Fare rete è importante perché permette di ribadire e dare sostanza con ancora più forza ai valori tipici del nostro Paese e del nostro operato: la ricchezza del Made in Italy, l’artigianato italiano, la nostra cultura, l’arte, la musica, l’importanza delle nostre tradizioni, il nostro cibo, i nostri libri, la nostra lingua, le radici da cui proveniamo…

E poi, il territorio: tutta l’Italia fin nelle contrade più piccole e remote, è una terra magica e chi ha scelto di rimanere, lo fa perché cosciente delle grandi peculiarità di ogni singolo pezzo di questa terra.

Fare rete di eccellenze italiane vuol dire unire le forze e la voce per raggiungere obiettivi nuovi e sempre più stimolanti: condividere idee, cambiare punto di vista, mettersi in gioco, sperimentare.

In conclusione, crediamo che le collaborazioni con le diverse realtà associative del territorio siano fondamentali per costruire una società più inclusiva e solidale.

Per questo nel 2025 lavoreremo intensamente, con impegno e passione, per creare e rafforzare questi legami e dare vita a nuove opportunità di collaborazione, condivisione, relazione.

Lo faremo attorno a eventi musicali, culturali, educativi, … per valorizzare nuovi talenti, per scoprire persone e territori, per dare voce a questa Italia fin dalle sue “cellule” più piccole, perché questa democrazia tecnocratica rischia di costruire cittadini lavativi e pigri.

La democrazia non può essere un click o un like o un “condividi”…la rete internet è solo uno strumento che diventato fine, sta impoverendo moralmente il cittadino e le reti relazionali.

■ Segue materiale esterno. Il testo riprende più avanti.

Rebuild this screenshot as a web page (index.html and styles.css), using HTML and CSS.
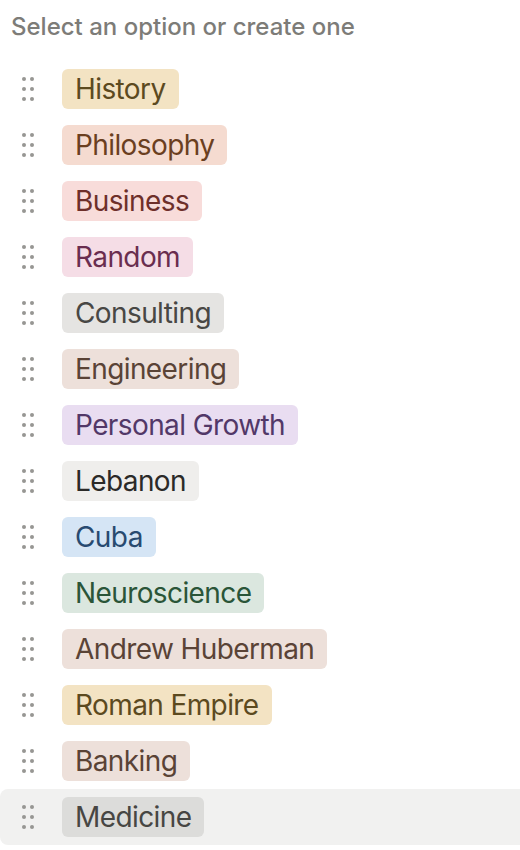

La democrazia, quella vera, si costruisce con il dialogo ed il confronto tra persone che si guardano in faccia, col cantare, cucinare, mangiare, correre, discutere…insieme.

La democrazia è dare corpo alle nostre idee ed alle nostre proposte, partendo sicuramente dalle nuove generazioni, dalle scuole: nelle scuole tutti noi, impegnati nel mondo associativo, dovremmo portare questi discorsi su partecipazione, rappresentanza e democrazia.

E questo sarà un altro nostro obiettivo per il 2025…perché senza giovani non esiste futuro.